I didn't hear about such a vote.

> findimagedups and other such packages could be used to search for
> duplicate or near duplicate files Debian packages. Then 'common' packages
> which have these files can be created and/or symbolic links may be used to
> save space. (before, now) Perhaps a program that makes symbolic links to
> common files where necessary?
Did you find any such duplicate files?

> Create Debian cleanup procedure and program(s) (cruft, deborphan...), now.

> Create Debian backup procedure and program(s) (debian cleanup, cruft to
> backup, dpkg --getselections > myselections, backup config files possibly
> checking md5's which more than should be in every package), now.
Use "tar cf etc.tar /etc".  If you want to verify the tarball later,
sign it with gpg.

> Creating a version of Debian that binds a writeable filesystem onto a read
> only filesystem (floppy writeable with a readonly CD). I would love to
> have this to cary around and run Linux on any machine with a CDROM drive
> that I could boot with. upx may be useful. A compressed filesystem for
> writing may be useful. Support for umsdos, NFS, samba, and/or mounting
> file systems, creating a file and mounting the file could be useful.
> http://www.debian.org/CD/faq/index#live-cd is something I later found. I
> would like to see more development, and official Debian development. Upon
> further investigation bootcd seems to be a start, but how much of this can
> it do? Maybe these features should be wishlist bugs, but the CD faq needs
> to be updated, and I would still like to see an official CD image.
Go ahead, do it yourself.

> Should CD images be optimized for space?
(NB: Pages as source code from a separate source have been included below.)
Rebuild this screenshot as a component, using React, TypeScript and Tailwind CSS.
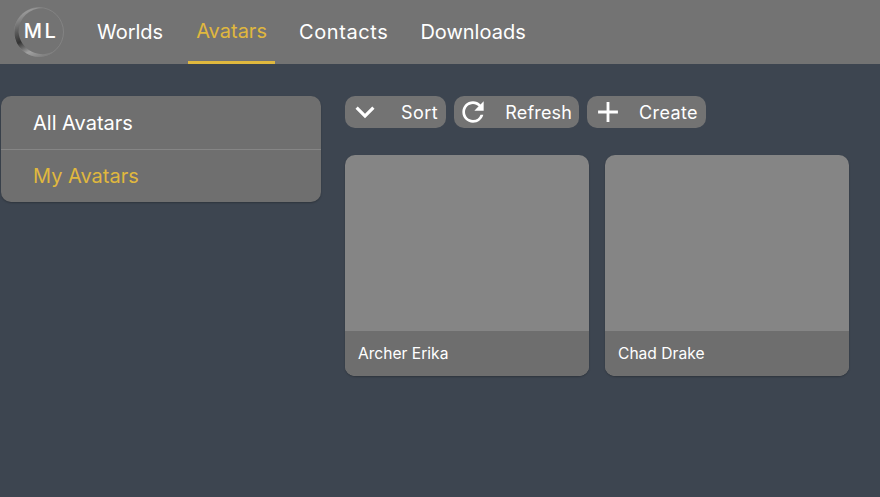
import { MdAdd, MdExpandMore, MdRefresh } from 'react-icons/md';

const font = 'font-["Inter","Liberation_Sans",sans-serif]';

function Logo() {
  return (
    <svg width="52" height="52" viewBox="0 0 52 52" className="shrink-0">
      <defs>
        <linearGradient id="ring" x1="0.3" y1="0" x2="0.7" y2="1">
          <stop offset="0" stopColor="#a8a8a8" />
          <stop offset="0.35" stopColor="#5a5a5a" />
          <stop offset="0.55" stopColor="#333333" />
          <stop offset="0.8" stopColor="#a0a0a0" />
          <stop offset="1" stopColor="#808080" />
        </linearGradient>
      </defs>
      <circle cx="26" cy="26" r="24.5" fill="none" stroke="#8a8a8a" strokeWidth="0.7" />
      <path d="M30 2 A24.5 24.5 0 1 0 42 44.6 A24 24 0 0 1 5.5 26 A24 24 0 0 1 30 2 Z" fill="url(#ring)" />
      <text x="28" y="32" textAnchor="middle" fill="#fff" fontSize="20" fontWeight="500" letterSpacing="2.5" fontFamily="Inter, sans-serif">ML</text>
    </svg>
  );
}

function NavItem({ label, active, extra }: { label: string; active?: boolean; extra?: string }) {
  return (
    <a className={`h-16 px-[8.5px] flex items-center border-b-[3px] text-[20px] ${active ? 'pt-[1px] border-[#e0b83e] text-[#e0b83e]' : 'pt-[2px] border-transparent text-white'} ${extra ?? ''}`}>
      {label}
    </a>
  );
}

function ToolButton({ icon, label, width, extra }: { icon: React.ReactNode; label: string; width: string; extra?: string }) {
  return (
    <button className={`h-8 rounded-[10px] bg-[#737373] text-white text-[18px] flex items-center justify-between pl-[8px] pr-[8px] ${width}`}>
      <span className="w-6 h-6 flex items-center justify-center overflow-visible">{icon}</span>
      <span className={extra}>{label}</span>
    </button>
  );
}

function AvatarCard({ name }: { name: string }) {
  return (
    <div className="w-[244px] h-[221px] rounded-[10px] overflow-hidden bg-[#858585] flex flex-col justify-end shadow-[0_1px_2px_rgba(0,0,0,0.25)]">
      <div className="h-[45px] bg-[#6e6e6e] flex items-center pl-[13px] text-white text-[15.6px]">{name}</div>
    </div>
  );
}

export default function App() {
  return (
    <div className={`w-[880px] h-[497px] bg-[#3d4550] overflow-hidden ${font}`}>
      <header className="h-16 bg-[#737373] flex items-center pl-[13px]">
        <Logo />
        <nav className="flex ml-[23.5px] gap-4">
          <NavItem label="Worlds" />
          <NavItem label="Avatars" active />
          <NavItem label="Contacts" extra="tracking-[0.6px] -ml-[1px]" />
          <NavItem label="Downloads" extra="-ml-[1px]" />
        </nav>
      </header>

      <main className="flex pt-8 pl-[1px]">
        <aside className="w-[320px] h-[106px] rounded-[10px] bg-[#6f6f6f] flex flex-col text-[20px] shadow-[0_1px_2px_rgba(0,0,0,0.25)]">
          <div className="h-[54px] flex items-center pl-8 text-white border-b border-[#858585]">All Avatars</div>
          <div className="h-[52px] flex items-center pl-8 text-[#e0b83e]">My Avatars</div>
        </aside>

        <section className="ml-6">
          <div className="flex gap-2">
            <ToolButton icon={<MdExpandMore size={38} className="shrink-0" />} label="Sort" width="w-[101px]" extra="tracking-[0.4px]" />
            <ToolButton icon={<MdRefresh size={32} className="shrink-0 -ml-[2px]" />} label="Refresh" width="w-[125px]" extra="tracking-[0.15px] mr-[-1px]" />
            <ToolButton icon={<MdAdd size={34} className="shrink-0 ml-[1px]" />} label="Create" width="w-[119px]" extra="tracking-[0.4px]" />
          </div>
          <div className="flex gap-4 mt-[27px]">
            <AvatarCard name="Archer Erika" />
            <AvatarCard name="Chad Drake" />
          </div>
        </section>
      </main>
    </div>
  );
}
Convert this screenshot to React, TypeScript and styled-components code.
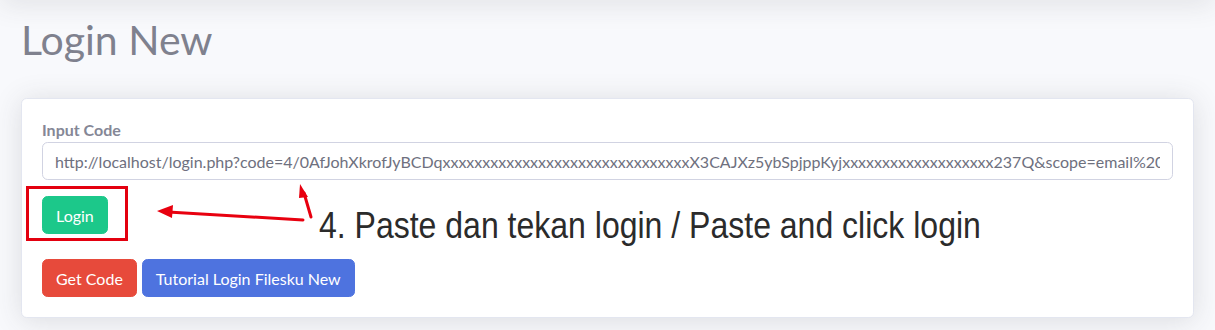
import styled, { createGlobalStyle } from 'styled-components'

const GlobalStyle = createGlobalStyle`
    html, body {
        margin: 0;
        padding: 0;
        background-color: #f8f9fc;
    }
    body {
        font-family: Lato, "Noto Sans", sans-serif;
        color: #858796;
        overflow: hidden;
    }
`

const Page = styled.div`
    position: relative;
    min-height: 330px;
    padding: 0 21px;
    box-sizing: border-box;
    /* the topbar sits just above the visible part, only its shadow shows */
    &::before {
        content: '';
        position: absolute;
        left: 0;
        right: 0;
        top: -20px;
        height: 20px;
        box-shadow: 0 .15rem 1.75rem 0 rgba(58, 59, 69, .15);
    }
`
const Title = styled.h1`
    margin: 0;
    padding-top: 16px;
    margin-bottom: 34px;
    font-size: 41px;
    line-height: 48px;
    font-weight: 400;
    color: #7f818e;
`
const Card = styled.div`
    position: relative;
    background: #fff;
    border: 1px solid #e3e6f0;
    border-radius: .35rem;
    box-shadow: 0 .15rem 1.75rem 0 rgba(58, 59, 69, .15);
`
const CardBody = styled.div`
    padding: 19px 20px 20px 20px;
`
const Label = styled.label`
    display: block;
    font-size: 16px;
    line-height: 24px;
    font-weight: 700;
    color: #858796;
`
const Input = styled.input`
    display: block;
    width: 100%;
    height: 38px;
    box-sizing: border-box;
    padding: 6px 12px;
    font-family: inherit;
    font-size: 16px;
    color: #6e707e;
    border: 1px solid #d1d3e2;
    border-radius: .35rem;
    background: #fff;
    outline: none;
`
const Row = styled.div<{ $gap?: number }>`
    display: flex;
    gap: 5px;
    margin-top: ${p => p.$gap ?? 16}px;
`
const Button = styled.button<{ $bg: string }>`
    height: 38px;
    padding: 0 13px;
    font-family: inherit;
    font-size: 16px;
    color: #fff;
    background-color: ${p => p.$bg};
    border: 1px solid ${p => p.$bg};
    border-radius: .35rem;
    cursor: pointer;
`

/* screenshot annotations drawn over the card */
const MarkBox = styled.div`
    position: absolute;
    left: 4px;
    top: 87px;
    width: 102px;
    height: 55px;
    box-sizing: border-box;
    border: 3px solid #e3000f;
`
const Note = styled.div`
    position: absolute;
    left: 297px;
    top: 105px;
    font-family: "Liberation Sans", Arial, sans-serif;
    font-size: 37px;
    line-height: 44px;
    color: #2b2b2b;
    white-space: nowrap;
    transform: scaleX(0.865);
    transform-origin: left center;
`
const Arrows = styled.svg`
    position: absolute;
    left: 0;
    top: 0;
    pointer-events: none;
`

const code = 'http://localhost/login.php?code=4/0AfJohXkrofJyBCDq' +
    'x'.repeat(31) + 'X3CAJXz5ybSpjppKyj' + 'x'.repeat(19) +
    '237Q&scope=email%20https://www.googleapis.com/auth/drive'

export default function App() {
    return (
        <>
            <GlobalStyle />
            <Page>
                <Title>Login New</Title>
                <Card>
                    <CardBody>
                        <Label htmlFor="code">Input Code</Label>
                        <Input id="code" type="text" defaultValue={code} />
                        <Row>
                            <Button $bg="#1cc88a">Login</Button>
                        </Row>
                        <Row $gap={25}>
                            <Button $bg="#e74a3b">Get Code</Button>
                            <Button $bg="#4e73df">Tutorial Login Filesku New</Button>
                        </Row>
                    </CardBody>
                    <MarkBox />
                    <Arrows width="320" height="160">
                        <g stroke="#e8000f" strokeWidth="3" fill="#e8000f" strokeLinecap="round">
                            <line x1="281" y1="121" x2="146" y2="113" />
                            <polygon points="135,112 151,106 150,119" stroke="none" />
                            <line x1="289" y1="118" x2="282" y2="94" />
                            <polygon points="278,85 286,98 277,99" stroke="none" />
                        </g>
                    </Arrows>
                    <Note>4. Paste dan tekan login / Paste and click login</Note>
                </Card>
            </Page>
        </>
    )
}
I saw an option to optimize CD
> images for space in Roxio's Ez-cdcreator (formerly by Adaptec).
Does it work?  Is it free (in the sense of DFSG)?

> Security, Policy and other bug stuff:
> Automated rough security audit of all source code (rats, splint & other
> programs can be used, before, after, now).
_Rough_ security audit does more harm than good because it provides
a false sense of security.  Are you sure such auditing tool has no bug,
or are you volunteering for line-by-line audit of all 10k+ packages?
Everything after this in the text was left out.